Shanda asked me how I was feeling this morning as soon as I woke up. The answer is I’m not prepared to think about it right away, for like 7 different reasons. Some of them are related to my fear that I’ll discover things are bad and that will make me not want to get up at all. Some of them are related to my performance of illness, wherein being ill required that you stay in bed and not have needs or make noise, so I trained myself to be extra disconnected from my body while I’m in bed (this also helps me sleep when my body is not doing great, and I suppose might be a factor in why I don’t remember dreams). Plus there’s the thing where I don’t feel entitled to claim my pain or disfunction just like i don’t feel entitled to relate to any identity groups or to other people’s pain — if I told anyone, or even thought in my own head, that I had anything other than perfect health it would obviously be me trying to manipulate people into having sympathy for me. It would be proof that I’m a monster who is trying to prey on the kindness of others who don’t know better than to ignore my complaints. I did get to lunch today, before 2 PM even. And to supper at about the same time as Shanda. And other than being tired I was feeling as well as I usually do by the time my brain was ready to check at like 4 PM. Even now after just explaining the irrational reasons I can’t talk about it I still can’t talk about it in terms anyone else would be able to compare to. Maybe it would help if I prepared a rubric, so I could just point to a prefab explanation instead of having to claim a unique one every day. For now let’s say 4/7.

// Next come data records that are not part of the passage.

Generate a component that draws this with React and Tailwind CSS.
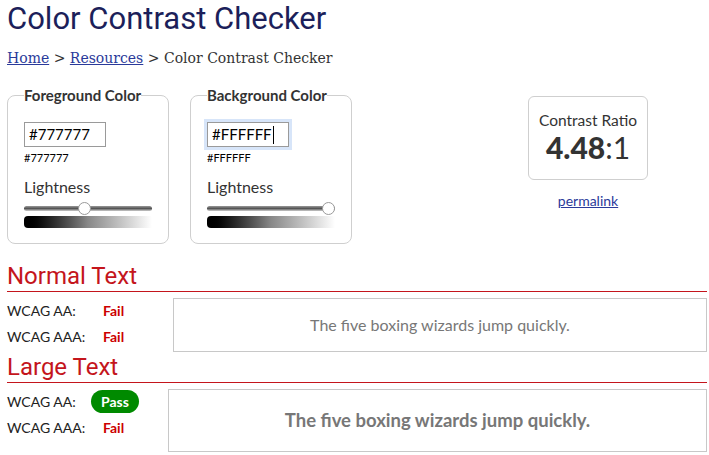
import React from 'react';

const body = { fontFamily: 'Lato, "Open Sans", sans-serif' };

function Slider({ pct }) {
  return (
    <div className="relative mt-[6px] h-[12px]">
      <div className="absolute left-0 right-0 top-[4px] h-[5px] rounded-full bg-gradient-to-b from-[#9a9a9a] via-[#555] to-[#d0d0d0]" />
      <div
        className="absolute top-0 h-[13px] w-[13px] rounded-full border border-[#9a9a9a] bg-white"
        style={{ left: `calc(${pct}% - ${pct * 0.13}px)` }}
      />
    </div>
  );
}

function ColorField({ label, value, focused, pct }) {
  return (
    <fieldset className="w-[162px] rounded-[8px] border border-[#cfcfcf] px-[16px] pb-[15px]">
      <legend className="px-0 text-[15px] font-bold leading-[20px] text-[#333]">{label}</legend>
      <div
        className={
          'mt-[17px] flex h-[25px] w-[82px] items-center border border-[#9a9a9a] bg-white px-[4px] text-[15px] text-black ' +
          (focused ? 'outline-3 outline-[#d7e5f9]' : '')
        }
      >
        <span>{value}</span>
        {focused && <span className="ml-px h-[18px] w-px bg-black" />}
      </div>
      <div className="mt-[4px] text-[11px] leading-[14px] text-black">{value}</div>
      <div className="mt-[13px] text-[16px] leading-[18px] text-[#333]">Lightness</div>
      <Slider pct={pct} />
      <div className="mt-[2px] h-[12px] rounded-l-[4px] bg-gradient-to-r from-black via-[#888] to-white" />
    </fieldset>
  );
}

function Status({ pass }) {
  return pass ? (
    <span className="inline-block rounded-full bg-[#008a00] px-[10px] text-[14px] font-bold leading-[23px] text-white">
      Pass
    </span>
  ) : (
    <span className="inline-block px-[12px] text-[14px] font-bold leading-[23px] text-[#c00]">Fail</span>
  );
}

function Section({ title, aa, aaa, leftW, boxH, large }) {
  return (
    <section>
      <h2
        className="border-b border-[#c4151c] pb-[2px] text-[24px] leading-[26px] text-[#c4151c]"
        style={{ fontFamily: 'Roboto, sans-serif' }}
      >
        {title}
      </h2>
      <div className="mt-[6px] flex">
        <div style={{ width: leftW }}>
          <div className="flex h-[24px] items-center">
            <span className="w-[84px] text-[14px] text-[#222]">WCAG AA:</span>
            <Status pass={aa} />
          </div>
          <div className="flex h-[28px] items-center">
            <span className="w-[84px] text-[14px] text-[#222]">WCAG AAA:</span>
            <Status pass={aaa} />
          </div>
        </div>
        <div
          className={
            'flex flex-1 items-center justify-center border border-[#c8c8c8] text-[#777] ' +
            (large ? 'text-[18.5px] font-bold' : 'text-[16px]')
          }
          style={{ height: boxH }}
        >
          The five boxing wizards jump quickly.
        </div>
      </div>
    </section>
  );
}

export default function App() {
  return (
    <div className="min-h-screen bg-white px-[7px] pr-[2px]" style={body}>
      <h1
        className="pt-[1px] text-[31px] leading-[36px] text-[#1c1f5a]"
        style={{ fontFamily: 'Roboto, sans-serif' }}
      >
        Color Contrast Checker
      </h1>
      <nav
        className="mt-[11px] text-[14px] leading-[20px] text-[#333]"
        style={{ fontFamily: '"DejaVu Serif", serif' }}
      >
        <a href="#" className="text-[#2a3a9a] underline">Home</a> &gt;{' '}
        <a href="#" className="text-[#2a3a9a] underline">Resources</a> &gt; Color Contrast Checker
      </nav>

      <div className="mt-[17px] flex items-start">
        <ColorField label="Foreground Color" value="#777777" pct={46.7} />
        <div className="ml-[21px]">
          <ColorField label="Background Color" value="#FFFFFF" focused pct={100} />
        </div>
        <div className="ml-[176px] mt-[11px] flex flex-col items-center">
          <div className="flex h-[84px] w-[120px] flex-col items-center justify-center rounded-[6px] border border-[#cfcfcf] text-[#333]">
            <div className="text-[15.5px] leading-[18px]">Contrast Ratio</div>
            <div className="text-[30px] leading-[36px]">
              <span className="font-black">4.48</span>:1
            </div>
          </div>
          <a href="#" className="mt-[10px] text-[14px] text-[#2a3a9a] underline">permalink</a>
        </div>
      </div>

      <div className="mt-[19px]">
        <Section title="Normal Text" aa={false} aaa={false} leftW={166} boxH={54} />
      </div>
      <div className="mt-[2px]">
        <Section title="Large Text" aa aaa={false} leftW={161} boxH={63} large />
      </div>
    </div>
  );
}
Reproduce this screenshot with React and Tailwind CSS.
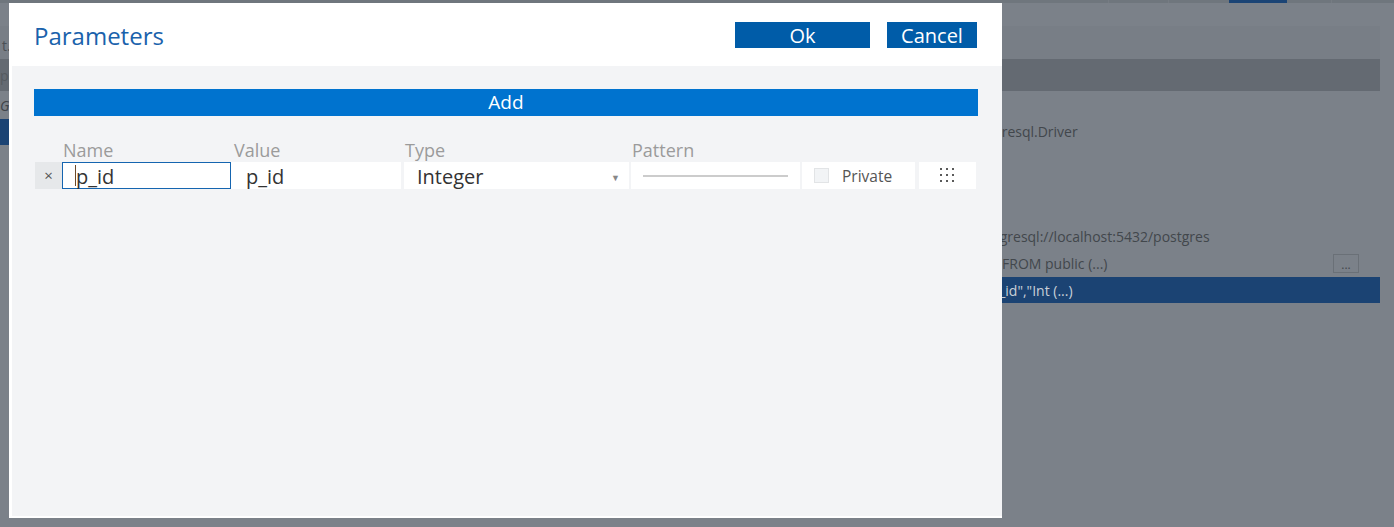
// Background page seen through the modal overlay
function BackgroundPage() {
  return (
    <div className="h-[527px] w-full bg-[#7b8189] overflow-hidden font-['Open_Sans',sans-serif] text-[14px] text-[#42474c]">
      <div className="h-[3px] flex bg-[#6f767d]">
        <div className="w-[1109px] border-r border-[#767c83]" />
        <div className="w-[60px] border-r border-[#767c83]" />
        <div className="w-[60px]" />
        <div className="w-[58px] bg-[#1b4475]" />
        <div className="w-[45px] border-r border-[#767c83]" />
      </div>
      <div className="mr-[14px]">
        <div className="h-[23px]" />
        <div className="h-[33px] bg-[#787e86] flex items-center pl-[2px] pt-[6px] text-[#4a4f55]">t.</div>
        <div className="h-[32px] bg-[#646a72] flex items-center text-[#555a60]">pe</div>
        <div className="flex">
          <div className="w-[90px]">
            <div className="h-[28px] flex items-center italic text-[#3f4449]">Gr</div>
            <div className="h-[26px] bg-[#1b4373]" />
          </div>
          <div className="flex-1 pl-[850px] pt-[27px]">
            <div className="h-[26px] flex items-center whitespace-nowrap">org.postgresql.Driver</div>
            <div className="h-[79px]" />
            <div className="h-[27px] flex items-center whitespace-nowrap">jdbc:postgresql://localhost:5432/postgres</div>
            <div className="h-[27px] flex items-center justify-between whitespace-nowrap">
              <span>SELECT * FROM public (...)</span>
              <span className="w-[26px] h-[19px] border border-[#6a7077] flex items-end justify-center text-[12px] leading-[14px] mr-[21px]">...</span>
            </div>
            <div className="h-[26px] bg-[#1b4373] flex items-center whitespace-nowrap text-[#c9d0d8]">
              <span className="-ml-[7px]">"name":"p_id","Int (...)</span>
            </div>
          </div>
        </div>
      </div>
    </div>
  )
}

function DotsGrid() {
  return (
    <svg width="14" height="15" viewBox="0 0 14 15" fill="#5a5a5a">
      {[1, 7, 13].map((y) =>
        [0, 6, 12].map((x) => <rect key={`${x}-${y}`} x={x} y={y - 1} width="2" height="2" />)
      )}
    </svg>
  )
}

function ParameterRow() {
  return (
    <div className="flex h-[27px] ml-[1px] text-[20px] text-[#333]">
      <div className="w-[27px] bg-[#e6e8ea] flex items-center justify-center text-[15px] text-[#555]">×</div>
      <div className="w-[169px] bg-white border border-[#1565b0] flex items-center relative pl-[13px]">
        <div className="absolute left-[12px] top-[2px] w-[1px] h-[21px] bg-[#6b4a2a]" />
        <span className="leading-[25px] pt-[2px]">p_id</span>
      </div>
      <div className="w-[170px] bg-white flex items-center pl-[15px]">
        <span className="leading-[25px] pt-[2px]">p_id</span>
      </div>
      <div className="w-[225px] ml-[3px] bg-white flex items-center justify-between pl-[13px] pr-[9px]">
        <span className="pt-[2px]">Integer</span>
        <span className="text-[#888] text-[9px] pt-[4px]">▼</span>
      </div>
      <div className="w-[169px] ml-[2px] bg-white flex items-center px-[12px]">
        <div className="h-[2px] w-full bg-[#cccccc]" />
      </div>
      <div className="w-[113px] ml-[2px] bg-white flex items-center pl-[12px]">
        <div className="w-[15px] h-[15px] bg-[#f2f4f6] border border-[#e2e4e6]" />
        <span className="ml-[13px] pt-[2px] text-[15.5px] text-[#555]">Private</span>
      </div>
      <div className="w-[57px] ml-[4px] bg-white flex items-center justify-center pr-[2px]">
        <DotsGrid />
      </div>
    </div>
  )
}

function ParametersDialog() {
  return (
    <div className="absolute left-[9px] top-[3px] w-[993px] h-[515px] bg-white flex flex-col font-['Open_Sans',sans-serif]">
      <div className="h-[63px] flex items-start justify-between shrink-0">
        <h1 className="ml-[25px] mt-[17px] text-[24px] leading-[32px] text-[#1a62ac]">Parameters</h1>
        <div className="flex gap-[17px] mt-[19px] mr-[25px]">
          <button className="w-[135px] h-[26px] bg-[#005ca8] text-white text-[20px] leading-[28px]">Ok</button>
          <button className="w-[90px] h-[26px] bg-[#005ca8] text-white text-[20px] leading-[28px]">Cancel</button>
        </div>
      </div>
      <div className="flex-1 ml-[3px] mb-[2px] bg-[#f3f4f6] pl-[22px] pr-[24px] pt-[23px]">
        <button className="w-full h-[27px] bg-[#0073cf] text-white text-[19px] leading-[27px] block">Add</button>
        <div className="flex mt-[22px] h-[24px] text-[18px] leading-[24px] text-[#9b9b9b]">
          <span className="w-[200px] pl-[29px]">Name</span>
          <span className="w-[171px]">Value</span>
          <span className="w-[227px]">Type</span>
          <span>Pattern</span>
        </div>
        <ParameterRow />
      </div>
    </div>
  )
}

export default function App() {
  return (
    <div className="relative w-full h-[527px] overflow-hidden">
      <BackgroundPage />
      <ParametersDialog />
    </div>
  )
}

I feel like this didn’t really come together. Didn’t get at the heart of my experience today. But that’s because I haven’t myself, and I’m not going to before tomorrow. I shouldn’t feel bad for that; I was busy today. But I know my life goes better if I don’t string together too many days when I’m too busy to pull all (or at least many of) the pieces back together before I sleep.

ZiB

Stars for Later

Stars for Later
1 And for some reason a pair of pink, wide-band, boy short, Asos-branded underwear in size small. Which are actually pretty cute but not at all my size. If that’s your sort of thing speak up and I’ll forward them to you.
2 And I have a plan to employ CookieZ help with that, though I should try to do the thing they asked me about before I poke them again. They thought I might be able to track down someone they knew from 20 years ago. I’m guessing it’s someone who went to my high school, though I don’t recognize the name. The answer is almost certainly no — without spending money or breaking the law I don’t have access to any better research tools than anyone else — but I should find 22 minutes to actually check before I report failure.
3 My life was generally devoid of tools of expression when I was young — not that it would have been safe to use any even if I had access — but markers in particular were a thing Mother had issues with. She sometimes had markers —the worst sort of dollar-store things you could find — though she never used them for anything fun. Mostly they were a thing she would accuse other people of “breaking”, typically either through letting their solvent flash off or through crushing the tips. The fact that no one else touched them was irrelevant. The fact that she didn’t use them was irrelevant. They were literally just objects of punishment (for herself as well as others, as she clearly had lots of anxious investment in them) that she kept around.